Has the play changed since its Birmingham run?

When we came to the second production we thought ‘what’s missing?’ There are two eccentric twin aunties in the party scene now with Paul Leonard joining Beverley Klein and Mic Pool, who is a genius when it comes to sound and visuals has added some extra magic. We have also changed Scrooges – in Leeds he’ll be played terrifyingly by Philip Whitchurch.

So the Leeds production is bigger and better? Lucky us! There are lots of productions of A Christmas Carol around. How is yours different?

There are lots more ghosts and songs and this production also features dancing! 
 
How did you feel about working on such a classic and well known text?

I was daunted!

What was your approach to the adaptation?

As I see it stories such as these are designed to be read aloud so Jason and I got together in my kitchen and read it to each other, taking a paragraph each so we both had chance to listen, and we took it from there. I thinned it out but I didn’t re-write much – I didn’t have to, it’s Charles Dickens! I felt like Mr Dickens’ assistant, shaping his original into something that would work on stage.

You’ve been working with highly physical theatre company Frantic Assembly on a play about boxing, Beautiful Burnout, which is showing in Sheffield at the moment. This seems like such a contrast to your work on A Christmas Carol. Are there any similarities?

You have to decide what goes centre stage. In a musical the musical numbers tell the main parts of the story and with physical theatre it’s sections of movement.

In theatre often the two types, text and movement based theatre, exist separately and we avoid trying to bring them together. This is because it’s very difficult! But I think that we need to try to do this and as a writer working with Frantic Assembly it’s very exciting to experience it and to work towards making it happen.

Did you write the physical sections in Beautiful Burnout?

For Beautiful Burnout I sat in workshops and the performers and directors developed sections of movement which told stories. I would just watch and then I would go away and write something. And then I’d bring the scenes in and we’d try them out. There were a lot of changes. I have a drawer of unused scenes from Beautiful Burnout. For Stockholm, an earlier production with the same company, we didn’t change much at all but with Beautiful Burnout we changed a lot.
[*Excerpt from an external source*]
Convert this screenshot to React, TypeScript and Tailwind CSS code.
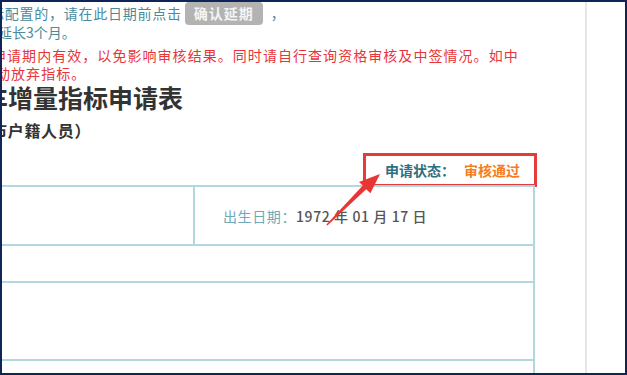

Has working in this way changed you as a writer?

Yes, working with Frantic Assembly has changed me as a writer. As a writer you’re slightly afraid of silences  but now I’m interested in letting them happen. I find I’m trying to write fewer and fewer words.

You’re from Yorkshire originally but now you live elsewhere. Do you miss it?

No, I don’t miss Yorkshire. I was born in Wakefield and lived in Dewsbury but I moved to London when I was 18. I came back for a little bit but then my parents moved to Durham so I didn’t come back very often except to visit various aunties from time to time.

Being back now is very strange. I was standing in a railway arch and it seemed very familiar and then I remembered that this was where I used to get the bus to Dewsbury! I phone up my sister and say ‘Do you remember this about Leeds and do you remember that?’ When I lived here the mills were still operating in Dewsbury. I had forgotten how beautiful Leeds is.

What are your plans for Christmas this year?

I was going to go to Madrid but I’ve decided to stay at home with family and friends. I’ll be cooking a turkey in my new cooker once I’ve figured out how to work it!

A Christmas Carol opens at the West Yorkshire Playhouse on 20th November where it runs until 15th January 2011.